Po wielu miesiącach żmudnego projektowania oraz testowania udało im się bowiem opracować idealną konstrukcję komory pasującej do większości dostępnych na rynku drukarek 3D. Co więcej, aby jak najbardziej zoptymalizować przestrzeń wprowadzono trzy modele o różnych wymiarach. Obudowa najmniejsza ma rozmiar 300 x 300 x 310 mm, średnia 530 x 540 540 mm, a największa 690 x 770 x 670 mm. Dzięki takiemu zróżnicowaniu, każdy powinien dobrać coś dla siebie.
To co najbardziej przykuwa uwagę, to bardzo przemyślana i estetyczna konstrukcja obudowy, aż dziw bierze, że nikt na to nie wpadł wcześniej. Widać wyraźnie, że twórcy poświęcili jej mnóstwo swojego czasu. Wszystkie elementy są ze sobą idealnie spasowane.

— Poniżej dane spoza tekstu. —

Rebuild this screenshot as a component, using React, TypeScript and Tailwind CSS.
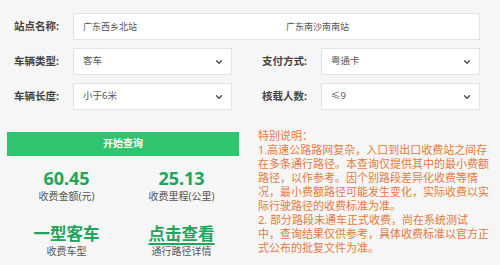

Wysoka jakość zastosowanych komponentów pozwala na zachowanie idealnych warunków wewnątrz komory. Zalet wiążących się z jej stosowaniem jest jednak znacznie więcej i warto wspomnieć chociażby o:
- utrzymaniu stałej temperatury wewnątrz obudowy,
- redukcji hałasu pracującej drukarki 3D,
- zatrzymywaniu szkodliwych oparów wydzielanych w czasie druku (do momentu podniesienia komory),
- ochronie przed dostępem dzieci,
- łatwości dostępu do drukarki w razie ewentualnej awarii,
- zmniejszeniu kosztów eksploatacyjnych (filament, prąd).
O pozostałych zaletach mógłbym pisać bez końca, ale skupię się na jednej z istotniejszych, czyli na cenie. Jest ona naprawdę śmiesznie niska. Na trwającej właśnie kampanii na Kickstarterze za najmniejszą obudowę zapłacić musimy zaledwie 60 $, za średnią 120 $, a za największą tylko 160 $. Niestety ale komory wysyłane będą tylko na terenie USA. Pozostaje więc mieć nadzieję, że jakaś europejska firma dojrzy drzemiący w nich potencjał i zajmie się ich importem i dystrybucją.
Oto bowiem jest obudowa na miarę naszych czasów!